=== RECORD LIST ===

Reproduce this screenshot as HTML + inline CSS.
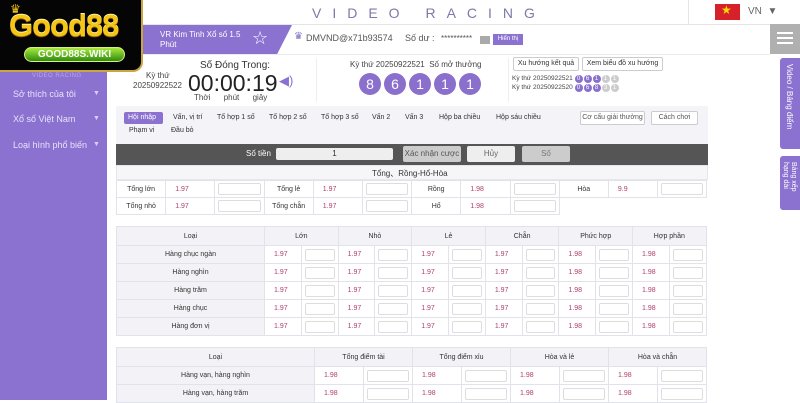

===
=== RECORD LIST ===

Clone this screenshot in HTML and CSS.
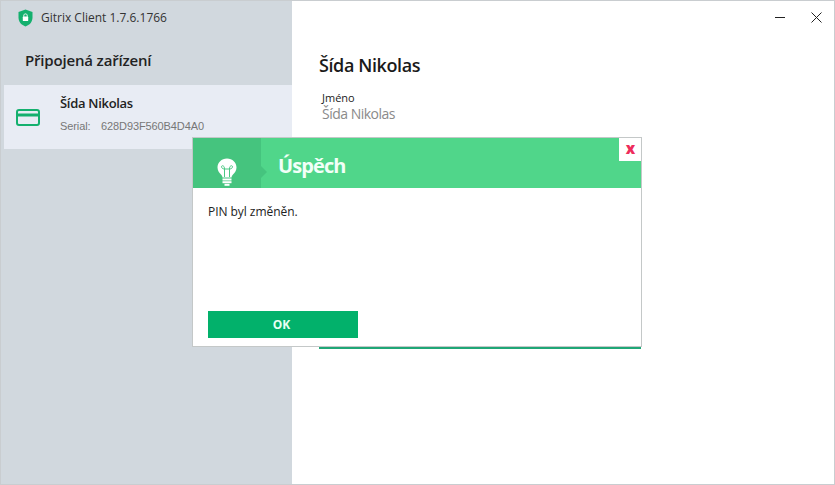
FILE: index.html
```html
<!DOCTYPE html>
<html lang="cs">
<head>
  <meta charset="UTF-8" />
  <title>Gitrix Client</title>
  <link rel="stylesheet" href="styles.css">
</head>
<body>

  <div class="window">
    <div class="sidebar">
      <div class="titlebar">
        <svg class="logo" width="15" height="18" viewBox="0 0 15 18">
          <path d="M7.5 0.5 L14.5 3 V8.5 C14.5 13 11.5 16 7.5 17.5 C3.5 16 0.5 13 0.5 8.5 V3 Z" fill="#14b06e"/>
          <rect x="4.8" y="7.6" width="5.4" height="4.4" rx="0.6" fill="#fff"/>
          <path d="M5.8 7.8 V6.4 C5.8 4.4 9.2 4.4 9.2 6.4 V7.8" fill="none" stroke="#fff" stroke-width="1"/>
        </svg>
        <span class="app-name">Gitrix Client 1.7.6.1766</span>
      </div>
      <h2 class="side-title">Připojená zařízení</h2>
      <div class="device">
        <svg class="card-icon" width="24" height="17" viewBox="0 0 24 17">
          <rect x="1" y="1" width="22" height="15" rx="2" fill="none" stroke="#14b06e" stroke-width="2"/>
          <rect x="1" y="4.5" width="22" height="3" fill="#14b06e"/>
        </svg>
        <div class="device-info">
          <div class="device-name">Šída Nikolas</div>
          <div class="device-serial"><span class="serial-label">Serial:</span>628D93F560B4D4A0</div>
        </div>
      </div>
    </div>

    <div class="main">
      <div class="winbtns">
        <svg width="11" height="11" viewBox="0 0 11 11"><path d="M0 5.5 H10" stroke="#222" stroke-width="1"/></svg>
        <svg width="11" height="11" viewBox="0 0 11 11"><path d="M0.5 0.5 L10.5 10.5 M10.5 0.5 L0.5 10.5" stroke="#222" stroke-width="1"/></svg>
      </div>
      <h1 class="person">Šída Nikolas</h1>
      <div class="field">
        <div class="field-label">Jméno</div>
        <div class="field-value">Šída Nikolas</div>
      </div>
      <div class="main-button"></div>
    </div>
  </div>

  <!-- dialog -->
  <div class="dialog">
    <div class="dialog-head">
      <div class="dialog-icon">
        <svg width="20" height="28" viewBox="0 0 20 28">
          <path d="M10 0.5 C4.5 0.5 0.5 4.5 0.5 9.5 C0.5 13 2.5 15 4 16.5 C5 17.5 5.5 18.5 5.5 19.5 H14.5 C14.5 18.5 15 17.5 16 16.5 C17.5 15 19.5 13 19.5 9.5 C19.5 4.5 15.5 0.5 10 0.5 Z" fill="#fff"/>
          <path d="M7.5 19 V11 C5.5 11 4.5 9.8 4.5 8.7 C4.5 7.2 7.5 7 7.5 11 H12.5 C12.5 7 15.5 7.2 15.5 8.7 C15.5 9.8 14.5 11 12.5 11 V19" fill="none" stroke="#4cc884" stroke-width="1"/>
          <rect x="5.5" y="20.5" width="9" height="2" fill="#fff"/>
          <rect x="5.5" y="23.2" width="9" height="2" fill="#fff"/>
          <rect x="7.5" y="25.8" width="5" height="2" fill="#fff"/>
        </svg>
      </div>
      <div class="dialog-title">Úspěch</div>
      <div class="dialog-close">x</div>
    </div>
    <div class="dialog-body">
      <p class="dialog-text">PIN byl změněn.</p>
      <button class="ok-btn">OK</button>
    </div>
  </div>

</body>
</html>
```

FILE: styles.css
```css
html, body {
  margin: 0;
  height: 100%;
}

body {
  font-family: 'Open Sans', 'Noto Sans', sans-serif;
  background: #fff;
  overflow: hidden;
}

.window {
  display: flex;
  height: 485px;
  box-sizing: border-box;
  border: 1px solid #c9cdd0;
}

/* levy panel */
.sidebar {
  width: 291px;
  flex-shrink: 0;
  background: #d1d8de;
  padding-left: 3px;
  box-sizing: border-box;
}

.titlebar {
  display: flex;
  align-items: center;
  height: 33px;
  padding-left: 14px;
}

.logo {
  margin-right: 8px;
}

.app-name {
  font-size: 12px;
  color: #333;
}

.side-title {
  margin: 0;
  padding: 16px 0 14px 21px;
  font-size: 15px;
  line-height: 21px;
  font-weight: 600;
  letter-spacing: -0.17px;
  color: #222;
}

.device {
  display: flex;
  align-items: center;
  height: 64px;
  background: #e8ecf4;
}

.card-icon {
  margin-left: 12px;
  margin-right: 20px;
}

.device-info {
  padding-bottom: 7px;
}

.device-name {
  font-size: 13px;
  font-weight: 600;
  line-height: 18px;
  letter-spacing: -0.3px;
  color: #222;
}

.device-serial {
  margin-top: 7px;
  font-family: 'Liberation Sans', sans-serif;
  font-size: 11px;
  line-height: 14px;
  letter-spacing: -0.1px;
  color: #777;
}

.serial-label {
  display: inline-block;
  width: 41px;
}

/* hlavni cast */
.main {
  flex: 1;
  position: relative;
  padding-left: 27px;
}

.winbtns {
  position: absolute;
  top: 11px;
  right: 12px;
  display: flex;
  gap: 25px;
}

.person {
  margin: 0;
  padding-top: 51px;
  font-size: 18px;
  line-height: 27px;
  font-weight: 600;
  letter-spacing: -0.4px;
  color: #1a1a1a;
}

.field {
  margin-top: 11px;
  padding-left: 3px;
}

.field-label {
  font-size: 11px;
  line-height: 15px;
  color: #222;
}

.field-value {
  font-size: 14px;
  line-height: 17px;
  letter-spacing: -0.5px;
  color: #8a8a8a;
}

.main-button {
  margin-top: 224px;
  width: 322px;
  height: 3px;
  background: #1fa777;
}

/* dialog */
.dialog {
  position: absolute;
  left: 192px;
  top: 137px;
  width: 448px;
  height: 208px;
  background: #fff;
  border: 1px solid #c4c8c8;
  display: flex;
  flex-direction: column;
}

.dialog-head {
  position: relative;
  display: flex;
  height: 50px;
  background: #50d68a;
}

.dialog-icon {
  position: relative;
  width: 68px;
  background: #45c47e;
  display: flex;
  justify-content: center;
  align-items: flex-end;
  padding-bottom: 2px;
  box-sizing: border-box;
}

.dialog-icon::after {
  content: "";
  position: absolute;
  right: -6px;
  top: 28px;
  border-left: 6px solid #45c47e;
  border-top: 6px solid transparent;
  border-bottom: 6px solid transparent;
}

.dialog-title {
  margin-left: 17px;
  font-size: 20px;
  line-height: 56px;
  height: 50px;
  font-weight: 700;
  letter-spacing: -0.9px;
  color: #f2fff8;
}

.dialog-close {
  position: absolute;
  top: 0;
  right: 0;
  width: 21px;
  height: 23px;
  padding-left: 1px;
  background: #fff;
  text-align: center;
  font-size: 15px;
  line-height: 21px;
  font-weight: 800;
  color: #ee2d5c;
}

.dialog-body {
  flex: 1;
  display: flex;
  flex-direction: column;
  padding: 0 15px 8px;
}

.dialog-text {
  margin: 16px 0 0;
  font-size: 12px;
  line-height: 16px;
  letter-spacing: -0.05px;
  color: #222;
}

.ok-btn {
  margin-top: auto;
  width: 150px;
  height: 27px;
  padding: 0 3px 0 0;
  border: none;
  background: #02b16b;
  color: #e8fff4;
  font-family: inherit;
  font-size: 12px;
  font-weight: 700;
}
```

===

=== TASK DESCRIPTION ===
Extract each line holding the word "screenshot" from the records.

=== COMPLETED TASK ===
Reproduce this screenshot as HTML + inline CSS.
Clone this screenshot in HTML and CSS.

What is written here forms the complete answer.